The Real Value of Dead Malls

But the fact remains that there are still too many malls in the U.S., and many of them are no longer in prime locations for attracting customers, says Wachter. 

“Many of these malls are old — built in the 1950s and 1960s,” explains Wachter. “At the time, Americans were moving farther out from cities. Today, they’re moving back into cities.”

The real value of these struggling malls is that they are already zoned for development, says Wachter. As a result, it’s much easier to turn malls into multifamily rental units or office space. The rezoning is unlikely to become a local community issue relative to brand-new development, she adds. “What’s worse? Multi-family dwellings or having a dead declining mall next to you?” asks Wachter. 

Since 2006, there has been no net gain in homeowners, but rentals have surged, says Wachter. “There is demand for multi-family housing, and these centers in the inner suburbs have value because they’re closer to cities and job centers,” she says. 

As a result of this value, old malls are being retooled for housing with some retail and new transit lines, she notes. Most of the mall-to-rental unit transformations are designed for “C”-level malls, or those at the bottom of the retail barrel. 

“We are in innings three or four for these redevelopments,” says Wachter. “The plans are there to be implemented and the market is there.”

Don’t Blame Amazon 

One common storyline in the mall plight is that Americans are shopping more online and preferring to have goods shipped to them. That storyline is true to a degree, but also very overblown, says Fader. 

“The issues brick-and-mortar retailers face are largely their own fault. They were fat, happy, lazy, ignorant and in denial about the train coming their way.”–Peter Fader

For instance, the U.S. Department of Commerce reported on February 17 that e-commerce accounted for just 6.7% of the $1.19 trillion in sales generated by retailers in the fourth quarter. 
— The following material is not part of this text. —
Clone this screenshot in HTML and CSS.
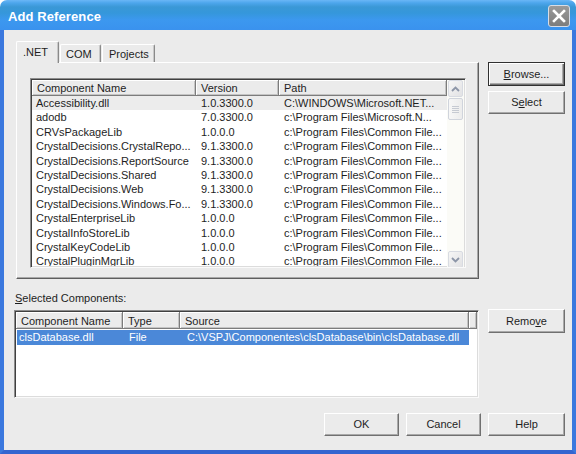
FILE: index.html
```html
<!DOCTYPE html>
<html>
<head>
<meta charset="utf-8">
<link rel="stylesheet" href="styles.css">
</head>
<body>
<div class="window">
  <div class="titlebar">
    <span class="title">Add Reference</span>
    <span class="close">
      <svg width="14" height="14" viewBox="0 0 14 14"><path d="M2 2 L12 12 M12 2 L2 12" stroke="#fff" stroke-width="2.6" stroke-linecap="square"/></svg>
    </span>
  </div>
  <div class="client">
    <div class="top">
      <div class="tabs-area">
        <div class="tabstrip">
          <div class="tab active">.NET</div>
          <div class="tab">COM</div>
          <div class="tab">Projects</div>
        </div>
        <div class="panel">
          <div class="listbox list1">
            <div class="lv-main">
              <div class="lv-head cols1">
                <div class="hcell">Component Name</div>
                <div class="hcell">Version</div>
                <div class="hcell">Path</div>
              </div>
              <div class="lv-body">
                <div class="lv-row cols1 inactive-sel"><span>Accessibility.dll</span><span>1.0.3300.0</span><span>C:\WINDOWS\Microsoft.NET...</span></div>
                <div class="lv-row cols1"><span>adodb</span><span>7.0.3300.0</span><span>c:\Program Files\Microsoft.N...</span></div>
                <div class="lv-row cols1"><span>CRVsPackageLib</span><span>1.0.0.0</span><span>c:\Program Files\Common File...</span></div>
                <div class="lv-row cols1"><span>CrystalDecisions.CrystalRepo...</span><span>9.1.3300.0</span><span>c:\Program Files\Common File...</span></div>
                <div class="lv-row cols1"><span>CrystalDecisions.ReportSource</span><span>9.1.3300.0</span><span>c:\Program Files\Common File...</span></div>
                <div class="lv-row cols1"><span>CrystalDecisions.Shared</span><span>9.1.3300.0</span><span>c:\Program Files\Common File...</span></div>
                <div class="lv-row cols1"><span>CrystalDecisions.Web</span><span>9.1.3300.0</span><span>c:\Program Files\Common File...</span></div>
                <div class="lv-row cols1"><span>CrystalDecisions.Windows.Fo...</span><span>9.1.3300.0</span><span>c:\Program Files\Common File...</span></div>
                <div class="lv-row cols1"><span>CrystalEnterpriseLib</span><span>1.0.0.0</span><span>c:\Program Files\Common File...</span></div>
                <div class="lv-row cols1"><span>CrystalInfoStoreLib</span><span>1.0.0.0</span><span>c:\Program Files\Common File...</span></div>
                <div class="lv-row cols1"><span>CrystalKeyCodeLib</span><span>1.0.0.0</span><span>c:\Program Files\Common File...</span></div>
                <div class="lv-row cols1"><span>CrystalPluginMgrLib</span><span>1.0.0.0</span><span>c:\Program Files\Common File...</span></div>
              </div>
            </div>
            <div class="vscroll">
              <div class="sbtn">
                <svg width="9" height="6" viewBox="0 0 9 6"><path d="M1 5 L4.5 1.5 L8 5" fill="none" stroke="#8d96a8" stroke-width="1.8"/></svg>
              </div>
              <div class="thumb"><span class="grip"></span></div>
              <div class="track"></div>
              <div class="sbtn">
                <svg width="9" height="6" viewBox="0 0 9 6"><path d="M1 1 L4.5 4.5 L8 1" fill="none" stroke="#8d96a8" stroke-width="1.8"/></svg>
              </div>
            </div>
          </div>
        </div>
      </div>
      <div class="side">
        <div class="btn default"><span><u>B</u>rowse...</span></div>
        <div class="btn select-btn"><span>S<u>e</u>lect</span></div>
      </div>
    </div>
    <div class="label"><u>S</u>elected Components:</div>
    <div class="row2">
      <div class="listbox list2">
        <div class="lv-head cols2">
          <div class="hcell">Component Name</div>
          <div class="hcell">Type</div>
          <div class="hcell">Source</div>
          <div class="hcell"></div>
        </div>
        <div class="lv-row2 cols2 sel"><span>clsDatabase.dll</span><span>File</span><span>C:\VSPJ\Componentes\clsDatabase\bin\clsDatabase.dll</span></div>
      </div>
      <div class="btn remove-btn"><span>Remo<u>v</u>e</span></div>
    </div>
    <div class="bottom">
      <div class="btn w75">OK</div>
      <div class="btn w75">Cancel</div>
      <div class="btn w77">Help</div>
    </div>
  </div>
</div>
</body>
</html>
```
FILE: styles.css
```css
* { box-sizing: border-box; }
html, body {
  margin: 0;
  padding: 0;
  background: #ffffff;
}
body {
  font-family: "Liberation Sans", Arial, sans-serif;
  font-size: 11px;
  color: #1e1e1e;
}
.window {
  width: 576px;
  height: 454px;
  display: flex;
  flex-direction: column;
}
.titlebar {
  height: 30px;
  flex: none;
  display: flex;
  align-items: center;
  justify-content: space-between;
  padding: 0 6px 0 8px;
  border-radius: 7px 7px 0 0;
  background: linear-gradient(to bottom, #6ab6f6 0px, #4ca6ec 3px, #3a98d6 7px, #3597db 13px, #3c98ef 20px, #3a92ee 30px);
}
.title {
  color: #ffffff;
  font-weight: bold;
  font-size: 13px;
  letter-spacing: 0.1px;
  padding-top: 2px;
}
.close {
  width: 22px;
  height: 22px;
  border-radius: 3px;
  border: 1px solid #d8dde6;
  background: linear-gradient(to bottom, #9a9a9a, #7d7d7d);
  display: flex;
  align-items: center;
  justify-content: center;
  margin-top: 2px;
}
.client {
  flex: 1;
  background: #ebebeb;
  border-left: 4px solid #3b78de;
  border-right: 4px solid #3b78de;
  border-bottom: 4px solid #3465d0;
  padding: 0 7px 0 10px;
  display: flex;
  flex-direction: column;
}
.top {
  margin-top: 11px;
  display: flex;
}
.tabs-area {
  margin-left: 2px;
  width: 463px;
}
.tabstrip {
  height: 21px;
  display: flex;
  align-items: flex-end;
  position: relative;
  z-index: 2;
}
.tab {
  height: 18px;
  padding: 3px 5px 0 6px;
  background: #ebebeb;
  border-top: 1px solid #ffffff;
  border-left: 1px solid #ffffff;
  border-right: 1px solid #8a8a8a;
  box-shadow: inset -1px 0 #c8c8c8;
  border-radius: 2px 2px 0 0;
  margin-right: 1px;
  line-height: 13px;
}
.tab.active {
  height: 22px;
  width: 43px;
  padding: 4px 0 0 6px;
  margin-bottom: -1px;
}
.tab:nth-child(2) { width: 41px; padding-left: 5px; }
.tab:nth-child(3) { width: 53px; padding-left: 6px; }
.panel {
  height: 217px;
  border-top: 1px solid #ffffff;
  border-left: 1px solid #ffffff;
  border-right: 1px solid #5e5e5e;
  border-bottom: 1px solid #5e5e5e;
  box-shadow: inset -1px -1px #a8a8a8;
  padding: 15px 0 0 13px;
}
.listbox {
  background: #ffffff;
  border-top: 1px solid #8c8c8c;
  border-left: 1px solid #8c8c8c;
  border-right: 1px solid #fafafa;
  border-bottom: 1px solid #fafafa;
  box-shadow: inset 1px 1px #404040, inset -1px -1px #dcdcdc;
  padding: 1px;
  overflow: hidden;
}
.list1 {
  width: 436px;
  height: 190px;
  display: flex;
}
.lv-main {
  width: 415px;
  overflow: hidden;
}
.lv-head {
  display: grid;
  height: 16px;
  background: #ebebeb;
}
.cols1 { grid-template-columns: 164px 83px 168px; }
.cols2 { grid-template-columns: 107px 57px 289px 8px; }
.hcell {
  border-right: 1px solid #7c7c7c;
  border-bottom: 1px solid #7c7c7c;
  box-shadow: inset 1px 1px #ffffff, inset -1px -1px #c4c4c4;
  padding: 1px 0 0 5px;
  line-height: 14px;
  white-space: nowrap;
  overflow: hidden;
}
.lv-body { }
.lv-row {
  display: grid;
  height: 14.4px;
  line-height: 14px;
  white-space: nowrap;
}
.lv-row span, .lv-row2 span {
  padding-left: 4px;
  overflow: hidden;
  white-space: nowrap;
}
.lv-row span:nth-child(2), .lv-row span:nth-child(3) { padding-left: 5px; }
.inactive-sel { background: #ececec; }
.vscroll {
  width: 17px;
  height: 188px;
  background: #fbfbf7;
  display: flex;
  flex-direction: column;
  padding: 0 0 0 0;
}
.sbtn {
  height: 17px;
  margin: 0 1px;
  border: 1px solid #d8dbe2;
  border-radius: 2px;
  background: linear-gradient(to bottom right, #f6f6f6, #e2e2e4);
  display: flex;
  align-items: center;
  justify-content: center;
}
.thumb {
  height: 22px;
  margin: 1px 1px 0 1px;
  border: 1px solid #d0d4dc;
  border-radius: 2px;
  background: linear-gradient(to right, #f7f7f7, #ececec);
  display: flex;
  align-items: center;
  justify-content: center;
}
.grip {
  width: 7px;
  height: 7px;
  background: repeating-linear-gradient(to bottom, #c6cad2 0 1px, transparent 1px 2px);
}
.track { flex: 1; }
.side {
  margin-left: 9px;
  width: 77px;
  padding-top: 21px;
  display: flex;
  flex-direction: column;
}
.btn {
  height: 23px;
  background: #ebebeb;
  border-top: 1px solid #ffffff;
  border-left: 1px solid #ffffff;
  border-right: 1px solid #707070;
  border-bottom: 1px solid #707070;
  box-shadow: inset -1px -1px #a9a9a9;
  display: flex;
  align-items: center;
  justify-content: center;
  line-height: 13px;
}
.btn.default {
  height: 24px;
  border: 1px solid #303030;
  box-shadow: inset 1px 1px #ffffff, inset -1px -1px #707070, inset -2px -2px #a9a9a9;
}
.select-btn { margin-top: 5px; height: 23px; }
.label {
  margin-top: 12px;
  height: 14px;
  line-height: 14px;
  padding-left: 1px;
}
.row2 {
  margin-top: 4px;
  display: flex;
  align-items: flex-start;
}
.list2 {
  margin-top: 1px;
  width: 465px;
  height: 88px;
}
.list2 .lv-head { height: 17px; }
.list2 .hcell { padding-top: 2px; }
.lv-row2 {
  display: grid;
  height: 15px;
  line-height: 15px;
  margin-top: 1px;
  margin-left: 1px;
  width: 452px;
}
.lv-row2.sel {
  background: #4b88d8;
  color: #ffffff;
}
.lv-row2 span:nth-child(1) { padding-left: 2px; }
.lv-row2 span:nth-child(2) { padding-left: 5px; }
.lv-row2 span:nth-child(3) { padding-left: 6px; }
.remove-btn {
  margin-left: 9px;
  width: 77px;
  height: 24px;
}
.bottom {
  margin-top: 15px;
  display: flex;
  justify-content: flex-end;
  gap: 7px;
}
.w75 { width: 75px; }
.w77 { width: 77px; }
u { text-decoration: underline; text-underline-offset: 1px; }
```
Fader’s take is that the best way to fix malls is for retailers to get their omnichannel strategies together. “The issues brick-and-mortar retailers face are largely their own fault,” says Fader. “They were fat, happy, lazy, ignorant and in denial about the train coming their way.

“Forget about the online part of omnichannel; retailers need to focus on making the in-store experience better than it is now,” Fader continues. Retailers need to emulate rivals such as direct marketers and Amazon to see the in-store experience as a way to generate data about their customers, he adds.

Fader’s acronym for retailers revolves around AEIOU: “A” stands for advice, which is something that is delivered better in person than online. “E” is for experience and moving beyond simply offering the lowest prices and best selection of goods. “Experience isn’t something that is reserved for high-end retail. Mom and pop stores have known this for years,” says Fader. 

“I” stands for interaction with real humans that will lead to cross-selling opportunities — the “O” in Fader’s phonetics theme. “Online retailers can’t cross sell like you can in person,” says Fader. And finally, the “U” stands for understanding because Fader thinks traditional retailers should be in a better position to capture customer data than any online rival. 

To revamp their operations and approaches, retailers should look to recruit from the hospitality industry, which uses loyalty programs well and focuses on the customer experience, he says. 

“Malls are in the midst of a shakeout because of retail, but it’s only partially due to online,” Fader notes. “Stores and malls were overbuilt and [they] under delivered. Many of the malls will have to be repurposed or disappear.”